--- BEGIN Material provided ---

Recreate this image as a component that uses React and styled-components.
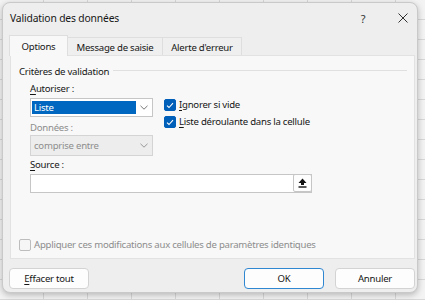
import React from "react";
import styled, { createGlobalStyle } from "styled-components";

const Global = createGlobalStyle`
  html, body {
    margin: 0;
    padding: 0;
    width: 425px;
    height: 300px;
    overflow: hidden;
    font-family: "Noto Sans", "Segoe UI", sans-serif;
    color: #161616;
  }
`;

// fond : la feuille excel floutée derrière la boite de dialogue
const Backdrop = styled.div`
  width: 425px;
  height: 300px;
  box-sizing: border-box;
  padding: 2px 0 0 2px;
  background-color: #f3f3f3;
  background-image: repeating-linear-gradient(
      90deg,
      transparent 0 43px,
      #d8d8d8 43px 44px
    ),
    repeating-linear-gradient(180deg, transparent 0 19px, #d8d8d8 19px 20px);
`;

const Dialog = styled.div`
  width: 416px;
  height: 291px;
  box-sizing: border-box;
  background: #eeeeee;
  border: 1px solid #c9c9c9;
  border-radius: 8px;
  box-shadow: 0 2px 6px rgba(0, 0, 0, 0.25);
  display: flex;
  flex-direction: column;
  font-size: 9.6px;
  letter-spacing: -0.25px;
`;

const TitleBar = styled.div`
  height: 31px;
  display: flex;
  align-items: center;
  padding: 0 0 1px 7px;
  box-sizing: border-box;
  font-size: 10.3px;
  letter-spacing: -0.15px;
`;

const Title = styled.div`
  flex: 1;
`;

const TitleBtn = styled.div`
  width: 20px;
  height: 20px;
  display: flex;
  align-items: center;
  justify-content: center;
  font-size: 11px;
  color: #333;
  margin-right: ${(p) => p.mr}px;
`;

const Tabs = styled.div`
  display: flex;
  align-items: flex-end;
  margin: 0 0 0 6px;
  height: 21px;
`;

const Tab = styled.div`
  box-sizing: border-box;
  width: ${(p) => p.w}px;
  height: ${(p) => (p.active ? 21 : 18)}px;
  display: flex;
  align-items: center;
  justify-content: center;
  background: ${(p) => (p.active ? "#f8f8f8" : "#efefef")};
  border: 1px solid #dedede;
  border-bottom: none;
  ${(p) => (p.active ? "" : "border-left: none;")}
  margin-bottom: ${(p) => (p.active ? -1 : 0)}px;
  padding-top: ${(p) => (p.active ? 0 : 1)}px;
  position: relative;
  z-index: ${(p) => (p.active ? 1 : 0)};
`;

const Panel = styled.div`
  margin: 0 2px 0 7px;
  height: 204px;
  box-sizing: border-box;
  background: #f8f8f8;
  border: 1px solid #e2e2e2;
  padding: 9px 7px 7px 8px;
  display: flex;
  flex-direction: column;
`;

const GroupHead = styled.div`
  height: 14px;
  line-height: 14px;
  display: flex;
  align-items: center;
  gap: 4px;
  &::after {
    content: "";
    flex: 1;
    height: 1px;
    background: #e0e0e0;
    margin-top: -3px;
  }
`;

const Group = styled.div`
  padding-left: 11px;
  display: flex;
  flex-direction: column;
`;

const Label = styled.div`
  height: 14px;
  line-height: 14px;
  margin-top: ${(p) => p.mt || 0}px;
  color: ${(p) => (p.disabled ? "#8d8d8d" : "#161616")};
`;

const U = styled.span`
  text-decoration: underline;
  text-underline-offset: 1.5px;
`;

const Row = styled.div`
  display: flex;
  gap: 11px;
`;

const Col = styled.div`
  display: flex;
  flex-direction: column;
  width: ${(p) => p.w}px;
`;

const Select = styled.div`
  box-sizing: border-box;
  width: 123px;
  height: ${(p) => p.h}px;
  margin-top: ${(p) => p.mt || 0}px;
  display: flex;
  align-items: center;
  background: ${(p) => (p.disabled ? "#ededed" : "#ffffff")};
  border: 1px solid ${(p) => (p.disabled ? "#d4d4d4" : "#c6c6c6")};
  padding: 2px 0 2px 1px;
`;

const SelectValue = styled.div`
  flex: 1;
  align-self: stretch;
  display: flex;
  align-items: center;
  padding-left: 2px;
  background: ${(p) => (p.selected ? "#0067c0" : "transparent")};
  color: ${(p) => (p.selected ? "#fff" : p.disabled ? "#8d8d8d" : "#161616")};
`;

const Arrow = styled.div`
  width: 16px;
  align-self: stretch;
  display: flex;
  align-items: center;
  justify-content: center;
`;

const Checks = styled.div`
  display: flex;
  flex-direction: column;
  gap: 5px;
  padding-top: 20px;
`;

const CheckRow = styled.div`
  height: 12px;
  line-height: 12px;
  display: flex;
  align-items: center;
  gap: 3px;
  color: ${(p) => (p.disabled ? "#8d8d8d" : "#161616")};
`;

const Box = styled.div`
  box-sizing: border-box;
  width: 12px;
  height: 12px;
  border-radius: 2px;
  display: flex;
  align-items: center;
  justify-content: center;
  background: ${(p) => (p.checked ? "#005fb8" : "#f6f6f6")};
  border: 1px solid ${(p) => (p.checked ? "#005fb8" : "#bdbdbd")};
`;

const SourceField = styled.div`
  box-sizing: border-box;
  margin-top: 2px;
  width: 282px;
  height: 19px;
  background: #fff;
  border: 1px solid #c6c6c6;
  display: flex;
  justify-content: flex-end;
`;

const PickBtn = styled.div`
  box-sizing: border-box;
  width: 19px;
  height: 18px;
  margin-top: -1px;
  margin-right: -1px;
  border: 1px solid #c6c6c6;
  border-radius: 2px;
  background: #fdfdfd;
  display: flex;
  align-items: center;
  justify-content: center;
`;

const Spacer = styled.div`
  flex: 1;
`;

const Footer = styled.div`
  display: flex;
  align-items: center;
  gap: 11px;
  padding: 9px 2px 0 6px;
`;

const Button = styled.div`
  box-sizing: border-box;
  width: 80px;
  height: 21px;
  display: flex;
  align-items: center;
  justify-content: center;
  background: #fdfdfd;
  border: 1px solid ${(p) => (p.primary ? "#2f86d1" : "#d3d3d3")};
  border-radius: 4px;
  margin-left: ${(p) => p.ml || 0}px;
`;

const Chevron = ({ color = "#6b6b6b" }) => (
  <svg width="8" height="5" viewBox="0 0 8 5">
    <path d="M0.5 0.8 L4 4.2 L7.5 0.8" fill="none" stroke={color} strokeWidth="0.9" />
  </svg>
);

const Check = () => (
  <svg width="8" height="7" viewBox="0 0 8 7">
    <path d="M1 3.6 L3 5.5 L7 1.2" fill="none" stroke="#fff" strokeWidth="1.1" />
  </svg>
);

const CloseIcon = () => (
  <svg width="10" height="10" viewBox="0 0 10 10">
    <path d="M0.5 0.5 L9.5 9.5 M9.5 0.5 L0.5 9.5" stroke="#333" strokeWidth="1" />
  </svg>
);

const UploadIcon = () => (
  <svg width="9" height="10" viewBox="0 0 9 10">
    <path d="M4.5 0.5 L8.5 5 L6 5 L6 7 L3 7 L3 5 L0.5 5 Z" fill="#111" />
    <rect x="0.5" y="8.3" width="8" height="1.4" fill="#111" />
  </svg>
);

export default function App() {
  return (
    <>
      <Global />
      <Backdrop>
        <Dialog>
          <TitleBar>
            <Title>Validation des données</Title>
            <TitleBtn mr={20}>?</TitleBtn>
            <TitleBtn mr={4}>
              <CloseIcon />
            </TitleBtn>
          </TitleBar>

          <Tabs>
            <Tab active w={59}>Options</Tab>
            <Tab w={95}>Message de saisie</Tab>
            <Tab w={79}>Alerte d'erreur</Tab>
          </Tabs>

          <Panel>
            <GroupHead>Critères de validation</GroupHead>
            <Group>
              <Row>
                <Col w={123}>
                  <Label mt={3}>
                    <U>A</U>utoriser :
                  </Label>
                  <Select h={19} mt={2}>
                    <SelectValue selected>Liste</SelectValue>
                    <Arrow>
                      <Chevron />
                    </Arrow>
                  </Select>
                  <Label mt={4} disabled>
                    Données :
                  </Label>
                  <Select h={21} disabled>
                    <SelectValue disabled>comprise entre</SelectValue>
                    <Arrow>
                      <Chevron color="#8d8d8d" />
                    </Arrow>
                  </Select>
                </Col>
                <Checks>
                  <CheckRow>
                    <Box checked>
                      <Check />
                    </Box>
                    <span>
                      <U>I</U>gnorer si vide
                    </span>
                  </CheckRow>
                  <CheckRow>
                    <Box checked>
                      <Check />
                    </Box>
                    <span>
                      <U>L</U>iste déroulante dans la cellule
                    </span>
                  </CheckRow>
                </Checks>
              </Row>
              <Label mt={2}>
                <U>S</U>ource :
              </Label>
              <SourceField>
                <PickBtn>
                  <UploadIcon />
                </PickBtn>
              </SourceField>
            </Group>
            <Spacer />
            <CheckRow disabled>
              <Box />
              <span>Appliquer ces modifications aux cellules de paramètres identiques</span>
            </CheckRow>
          </Panel>

          <Footer>
            <Button>
              <span>
                <U>E</U>ffacer tout
              </span>
            </Button>
            <Button primary ml={144}>
              OK
            </Button>
            <Button>Annuler</Button>
          </Footer>
        </Dialog>
      </Backdrop>
    </>
  );
}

--- END Material provided ---

◆ **Set problem**
Using the material above, work out how many lines contain the string "components". Give that number alone.

◆ **Solution for this exercise**
2